#### Data shown:
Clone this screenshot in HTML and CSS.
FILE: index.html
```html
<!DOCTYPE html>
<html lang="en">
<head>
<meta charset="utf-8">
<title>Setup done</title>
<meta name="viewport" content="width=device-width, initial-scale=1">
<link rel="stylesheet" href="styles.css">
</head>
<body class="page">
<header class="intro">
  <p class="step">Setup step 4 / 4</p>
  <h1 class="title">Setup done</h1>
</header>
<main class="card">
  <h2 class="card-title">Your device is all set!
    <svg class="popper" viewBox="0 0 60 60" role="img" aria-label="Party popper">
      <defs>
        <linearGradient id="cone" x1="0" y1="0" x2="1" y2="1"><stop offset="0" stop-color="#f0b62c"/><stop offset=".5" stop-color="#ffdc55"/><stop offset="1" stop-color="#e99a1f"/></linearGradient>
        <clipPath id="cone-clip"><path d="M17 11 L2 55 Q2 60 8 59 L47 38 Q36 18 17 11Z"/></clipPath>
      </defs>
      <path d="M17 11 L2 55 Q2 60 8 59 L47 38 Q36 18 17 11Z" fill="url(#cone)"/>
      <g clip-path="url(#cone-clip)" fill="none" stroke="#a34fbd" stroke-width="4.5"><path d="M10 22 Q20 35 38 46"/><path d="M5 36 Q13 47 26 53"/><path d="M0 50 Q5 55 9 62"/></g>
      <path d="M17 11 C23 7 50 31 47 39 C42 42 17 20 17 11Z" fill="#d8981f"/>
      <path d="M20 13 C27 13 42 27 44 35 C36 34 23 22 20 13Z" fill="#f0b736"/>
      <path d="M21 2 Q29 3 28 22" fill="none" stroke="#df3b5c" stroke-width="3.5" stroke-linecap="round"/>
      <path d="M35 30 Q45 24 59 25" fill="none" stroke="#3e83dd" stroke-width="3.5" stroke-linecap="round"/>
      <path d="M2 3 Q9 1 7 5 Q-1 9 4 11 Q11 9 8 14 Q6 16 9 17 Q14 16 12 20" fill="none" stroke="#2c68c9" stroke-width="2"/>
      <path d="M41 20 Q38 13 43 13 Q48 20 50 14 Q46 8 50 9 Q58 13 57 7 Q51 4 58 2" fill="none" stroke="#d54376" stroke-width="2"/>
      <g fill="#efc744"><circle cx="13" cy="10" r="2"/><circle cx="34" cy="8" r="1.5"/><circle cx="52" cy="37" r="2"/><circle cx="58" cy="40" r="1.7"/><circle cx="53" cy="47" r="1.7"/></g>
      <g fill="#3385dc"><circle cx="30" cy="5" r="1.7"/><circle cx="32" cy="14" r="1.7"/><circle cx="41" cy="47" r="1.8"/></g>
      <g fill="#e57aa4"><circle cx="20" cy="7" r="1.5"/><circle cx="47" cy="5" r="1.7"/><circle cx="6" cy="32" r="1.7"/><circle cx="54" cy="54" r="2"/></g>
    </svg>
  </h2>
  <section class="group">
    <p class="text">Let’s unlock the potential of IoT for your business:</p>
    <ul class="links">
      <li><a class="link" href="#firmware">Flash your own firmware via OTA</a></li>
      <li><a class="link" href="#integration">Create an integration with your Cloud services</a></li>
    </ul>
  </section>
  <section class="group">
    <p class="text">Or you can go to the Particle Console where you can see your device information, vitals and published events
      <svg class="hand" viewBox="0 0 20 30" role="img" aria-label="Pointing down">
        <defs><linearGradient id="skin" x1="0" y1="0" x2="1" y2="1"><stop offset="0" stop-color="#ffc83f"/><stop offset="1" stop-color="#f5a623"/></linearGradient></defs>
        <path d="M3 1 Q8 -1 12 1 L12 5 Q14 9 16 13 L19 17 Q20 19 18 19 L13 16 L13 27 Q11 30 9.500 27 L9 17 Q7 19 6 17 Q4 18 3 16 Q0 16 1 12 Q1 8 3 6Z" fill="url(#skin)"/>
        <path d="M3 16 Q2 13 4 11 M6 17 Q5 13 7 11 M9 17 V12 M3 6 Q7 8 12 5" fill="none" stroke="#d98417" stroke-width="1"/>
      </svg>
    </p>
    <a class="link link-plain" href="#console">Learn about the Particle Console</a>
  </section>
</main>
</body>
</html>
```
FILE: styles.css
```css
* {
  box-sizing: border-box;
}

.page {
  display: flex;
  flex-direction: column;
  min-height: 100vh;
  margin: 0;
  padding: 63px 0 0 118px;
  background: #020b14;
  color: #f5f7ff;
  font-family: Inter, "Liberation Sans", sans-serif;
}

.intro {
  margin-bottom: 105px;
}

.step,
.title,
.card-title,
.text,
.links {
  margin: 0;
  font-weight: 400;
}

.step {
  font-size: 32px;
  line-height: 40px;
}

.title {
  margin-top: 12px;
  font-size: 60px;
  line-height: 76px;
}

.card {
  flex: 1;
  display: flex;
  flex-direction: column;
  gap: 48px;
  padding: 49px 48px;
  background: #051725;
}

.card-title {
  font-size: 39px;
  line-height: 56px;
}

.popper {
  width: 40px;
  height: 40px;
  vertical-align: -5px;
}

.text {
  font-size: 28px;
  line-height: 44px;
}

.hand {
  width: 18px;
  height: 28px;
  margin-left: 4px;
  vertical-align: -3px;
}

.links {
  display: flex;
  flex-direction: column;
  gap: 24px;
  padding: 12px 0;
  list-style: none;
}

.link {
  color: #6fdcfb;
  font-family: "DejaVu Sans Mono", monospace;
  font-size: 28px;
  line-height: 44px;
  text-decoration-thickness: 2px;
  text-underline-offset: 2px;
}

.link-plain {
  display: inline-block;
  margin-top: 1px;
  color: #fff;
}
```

#### Task instructions:
Using the data above, return each line exactly as written.

#### Task solution:
Clone this screenshot in HTML and CSS.
FILE: index.html
```html
<!DOCTYPE html>
<html lang="en">
<head>
<meta charset="utf-8">
<title>Setup done</title>
<meta name="viewport" content="width=device-width, initial-scale=1">
<link rel="stylesheet" href="styles.css">
</head>
<body class="page">
<header class="intro">
  <p class="step">Setup step 4 / 4</p>
  <h1 class="title">Setup done</h1>
</header>
<main class="card">
  <h2 class="card-title">Your device is all set!
    <svg class="popper" viewBox="0 0 60 60" role="img" aria-label="Party popper">
      <defs>
        <linearGradient id="cone" x1="0" y1="0" x2="1" y2="1"><stop offset="0" stop-color="#f0b62c"/><stop offset=".5" stop-color="#ffdc55"/><stop offset="1" stop-color="#e99a1f"/></linearGradient>
        <clipPath id="cone-clip"><path d="M17 11 L2 55 Q2 60 8 59 L47 38 Q36 18 17 11Z"/></clipPath>
      </defs>
      <path d="M17 11 L2 55 Q2 60 8 59 L47 38 Q36 18 17 11Z" fill="url(#cone)"/>
      <g clip-path="url(#cone-clip)" fill="none" stroke="#a34fbd" stroke-width="4.5"><path d="M10 22 Q20 35 38 46"/><path d="M5 36 Q13 47 26 53"/><path d="M0 50 Q5 55 9 62"/></g>
      <path d="M17 11 C23 7 50 31 47 39 C42 42 17 20 17 11Z" fill="#d8981f"/>
      <path d="M20 13 C27 13 42 27 44 35 C36 34 23 22 20 13Z" fill="#f0b736"/>
      <path d="M21 2 Q29 3 28 22" fill="none" stroke="#df3b5c" stroke-width="3.5" stroke-linecap="round"/>
      <path d="M35 30 Q45 24 59 25" fill="none" stroke="#3e83dd" stroke-width="3.5" stroke-linecap="round"/>
      <path d="M2 3 Q9 1 7 5 Q-1 9 4 11 Q11 9 8 14 Q6 16 9 17 Q14 16 12 20" fill="none" stroke="#2c68c9" stroke-width="2"/>
      <path d="M41 20 Q38 13 43 13 Q48 20 50 14 Q46 8 50 9 Q58 13 57 7 Q51 4 58 2" fill="none" stroke="#d54376" stroke-width="2"/>
      <g fill="#efc744"><circle cx="13" cy="10" r="2"/><circle cx="34" cy="8" r="1.5"/><circle cx="52" cy="37" r="2"/><circle cx="58" cy="40" r="1.7"/><circle cx="53" cy="47" r="1.7"/></g>
      <g fill="#3385dc"><circle cx="30" cy="5" r="1.7"/><circle cx="32" cy="14" r="1.7"/><circle cx="41" cy="47" r="1.8"/></g>
      <g fill="#e57aa4"><circle cx="20" cy="7" r="1.5"/><circle cx="47" cy="5" r="1.7"/><circle cx="6" cy="32" r="1.7"/><circle cx="54" cy="54" r="2"/></g>
    </svg>
  </h2>
  <section class="group">
    <p class="text">Let’s unlock the potential of IoT for your business:</p>
    <ul class="links">
      <li><a class="link" href="#firmware">Flash your own firmware via OTA</a></li>
      <li><a class="link" href="#integration">Create an integration with your Cloud services</a></li>
    </ul>
  </section>
  <section class="group">
    <p class="text">Or you can go to the Particle Console where you can see your device information, vitals and published events
      <svg class="hand" viewBox="0 0 20 30" role="img" aria-label="Pointing down">
        <defs><linearGradient id="skin" x1="0" y1="0" x2="1" y2="1"><stop offset="0" stop-color="#ffc83f"/><stop offset="1" stop-color="#f5a623"/></linearGradient></defs>
        <path d="M3 1 Q8 -1 12 1 L12 5 Q14 9 16 13 L19 17 Q20 19 18 19 L13 16 L13 27 Q11 30 9.500 27 L9 17 Q7 19 6 17 Q4 18 3 16 Q0 16 1 12 Q1 8 3 6Z" fill="url(#skin)"/>
        <path d="M3 16 Q2 13 4 11 M6 17 Q5 13 7 11 M9 17 V12 M3 6 Q7 8 12 5" fill="none" stroke="#d98417" stroke-width="1"/>
      </svg>
    </p>
    <a class="link link-plain" href="#console">Learn about the Particle Console</a>
  </section>
</main>
</body>
</html>
```
FILE: styles.css
```css
* {
  box-sizing: border-box;
}

.page {
  display: flex;
  flex-direction: column;
  min-height: 100vh;
  margin: 0;
  padding: 63px 0 0 118px;
  background: #020b14;
  color: #f5f7ff;
  font-family: Inter, "Liberation Sans", sans-serif;
}

.intro {
  margin-bottom: 105px;
}

.step,
.title,
.card-title,
.text,
.links {
  margin: 0;
  font-weight: 400;
}

.step {
  font-size: 32px;
  line-height: 40px;
}

.title {
  margin-top: 12px;
  font-size: 60px;
  line-height: 76px;
}

.card {
  flex: 1;
  display: flex;
  flex-direction: column;
  gap: 48px;
  padding: 49px 48px;
  background: #051725;
}

.card-title {
  font-size: 39px;
  line-height: 56px;
}

.popper {
  width: 40px;
  height: 40px;
  vertical-align: -5px;
}

.text {
  font-size: 28px;
  line-height: 44px;
}

.hand {
  width: 18px;
  height: 28px;
  margin-left: 4px;
  vertical-align: -3px;
}

.links {
  display: flex;
  flex-direction: column;
  gap: 24px;
  padding: 12px 0;
  list-style: none;
}

.link {
  color: #6fdcfb;
  font-family: "DejaVu Sans Mono", monospace;
  font-size: 28px;
  line-height: 44px;
  text-decoration-thickness: 2px;
  text-underline-offset: 2px;
}

.link-plain {
  display: inline-block;
  margin-top: 1px;
  color: #fff;
}
```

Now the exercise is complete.